As it turns out, Cooley didn't go into the three Georgia gigs intending to make an album, but longtime Truckers producer David Barbe wanted to record them, at least to have them in the archives. But since Cooley had come up with so many different approaches to Truckers songs, he figured they would make a cool album. He also thought it would be good to have a release in the can since there was going to be such a long time between Truckers albums (the band plans to head back into the studio in March to start work on the next disc). While Truckers frontman and co-founder Patterson Hood is quite a prolific songwriter, it takes Cooley more time to compose, especially when it comes to penning lyrics.

"Right now I've got what could be two verses and a chorus, and I think I've rewritten and edited the second one twenty times," he notes. "I can't get any farther. It's like I can't go farther with it because I keep rewriting these four lines over and over and over.

"A lot of it has to do with the rhythm and the cadence of the words themselves," he goes on to explain. "If it's not bouncing off the beats the way I want it to, then I've got to find words with different syllables — different numbers of syllables. It's got to roll out naturally."

Although Cooley may not bang out songs at lightning speed, he says he's always working on new material. "It's one of those things where you're not going to catch anything if your hook's not in the water," he points out. "So the antenna's always up. I can think of metaphors all day long. I'm always actively hoping it's there, that I can catch something. I've got a couple of new things I haven't done anything with — two or three, actually, that I'm looking forward to recording with the band. I've got a couple ideas bouncing around in my head that may come to me in a finished version tomorrow...or it may be two years from now."
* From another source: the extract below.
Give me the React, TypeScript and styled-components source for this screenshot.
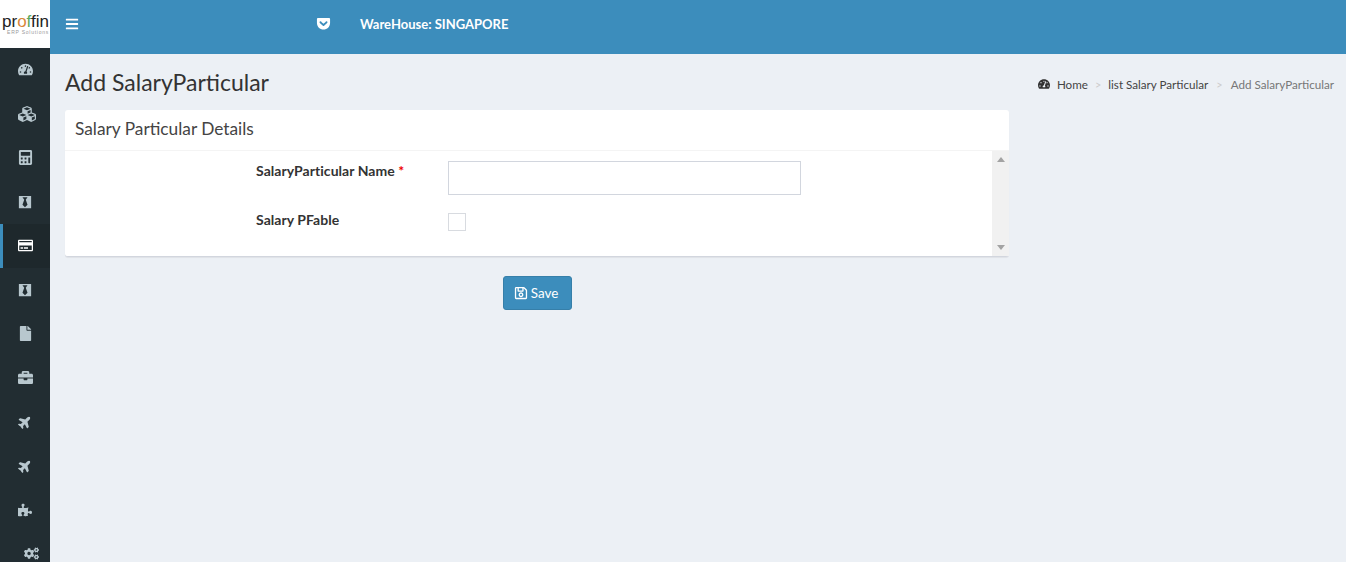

Although Cooley sings the line "Good ideas always start with a full glass" in the song "Pulaski," from The Fool on Every Corner, he's doesn't necessarily look to booze to help with the songwriting process. He says he tends to come up with better stuff, or at least the stuff he ends up keeping, when he's a little more on the sober side.

"There's an amount of being lubed up where good things start happening, but it's a small window of opportunity," he says. "Once you go beyond that, you're going to wake up the next day and throw that paper away. You know: 'What the fuck was I thinking? That was awful. I thought it was great at the time.' As soon as you start thinking every idea you come up with is great, it's time to quit."

Another songwriting trick Cooley utilizes is putting himself in someone else's shoes just to get an idea out there. So while it seems like he's basing his songs on his own experiences, there really aren't as many of those as you might think. But the real-life instances that are there are definitely noteworthy. "Guitar Man Upstairs" is a good example: Just before playing the song on The Fool on Every Corner, he tells the audience, "I wrote this about a neighbor I had. I hope he's dead."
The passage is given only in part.